Samsung launched its first ODM smartphone, the Galaxy A6s, in China last year. The ODM classification means that this device was not manufactured by Samsung in its own factories. It outsourced the production to a contractor. The company made this decision as it switched up its strategy to better compete in the lucrative Chinese market.
Reports so far have suggested that Samsung will release more ODM devices in China. However, it appears that in a bid to become more competitive in key markets, Samsung will now start shipping third-party made Galaxy phones in markets outside China as well.
Samsung’s ODM Galaxy phones will be sold outside China in 2020
Samsung had significantly ramped down its own production in China over the years as its market share fell below 1 percent. The company shut its last factory in the country just last month. It became evident that Samsung was going to meet local demand through a mix of ODM-produced and imported units from its factories outside the country.
Echoing earlier reports, sources told Reuters that out of the 300 million devices that it expects to ship next year, Samsung will outsource a fifth of that production to ODMs in China, around 60 million units. It has been making arrangements to shift production of some Galaxy A models to third-party manufacturers like Wingtech.
The company and other ODM manufacturers make devices for the likes of Huawei and Xiaomi. They thus have massive economies of scale which allow them to produce new budget devices quickly. There is some concern that this shift in strategy will lead to Samsung losing control on quality for these devices. Moreover, substantial orders from Samsung may enable these manufacturers to lower their costs even further which would end up helping Samsung’s rivals.

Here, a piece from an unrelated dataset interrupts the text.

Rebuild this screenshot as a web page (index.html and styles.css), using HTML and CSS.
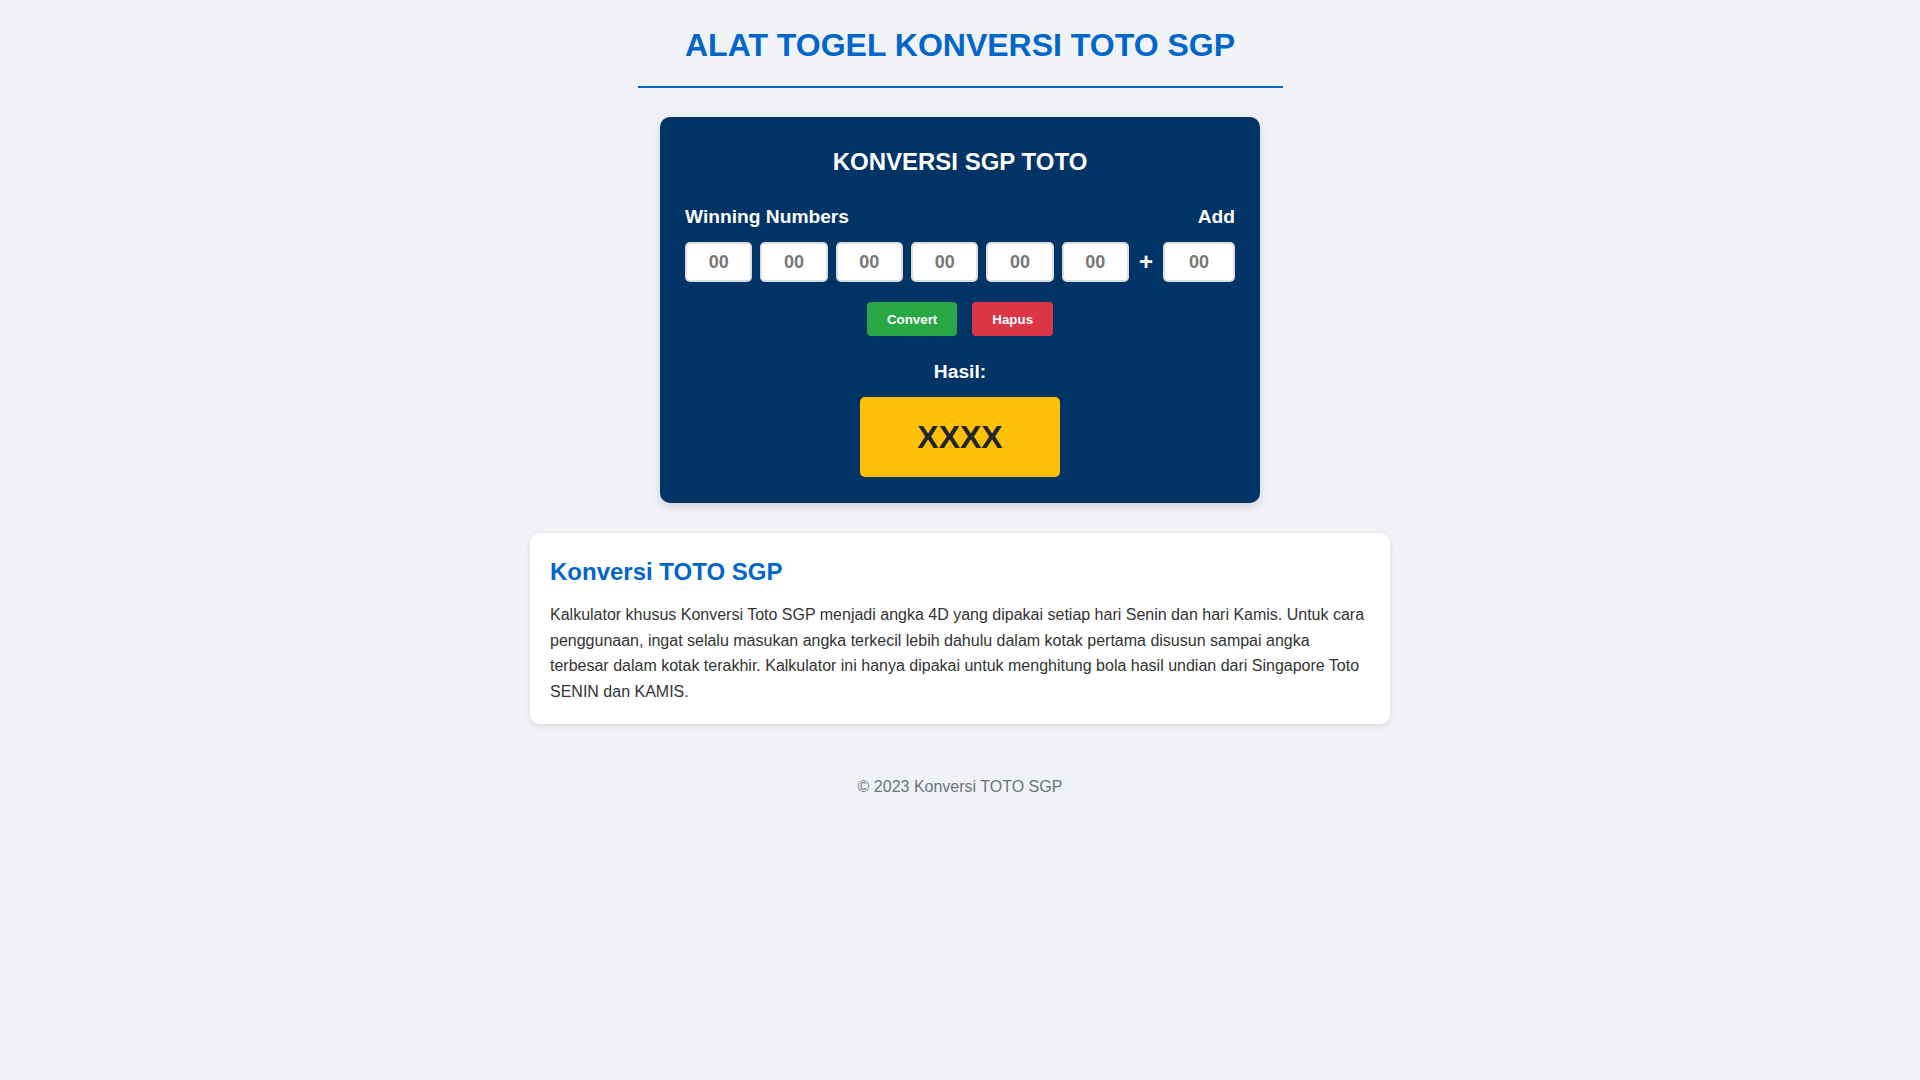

Since margins are very slim in the low-end segment, Samsung is left with no choice but to use the same strategy as its Chinese rivals to counter them in the market. Shifting production of some mass-market models will enable it to further cut costs and offer then for lower prices. One source claimed that Wingtech is able to secure some components for up to 30 percent less than what Samsung would pay for them in Vietnam where a bulk of its devices are made.
Wingtech is said to get a voice in both the design and production of its lower and mid-range Galaxy A handsets. The units will then be sold in China and markets across Southeast Asia and South America. However, in a bid to allay concerns about quality control, Samsung told the scribe that it will maintain oversight of the design and development of its ODM smartphones. Sources also claim that in order to reduce the possibility of any quality issues, Samsung has been pairing Korean component suppliers with Chinese contractors. The company itself says that its ODM devices will have the same quality checks and standards as any of its other devices.
This changes nothing for premium mid-range and flagship devices. Samsung will maintain sole control over the entire process from conception to mass production. It will manufacture those devices at its factories in Vietnam and India. This shift in strategy is merely meant to counter the rising tide of competition from Chinese smartphone manufacturers. Samsung is trying to beat them at their own game. Let’s see how that works out.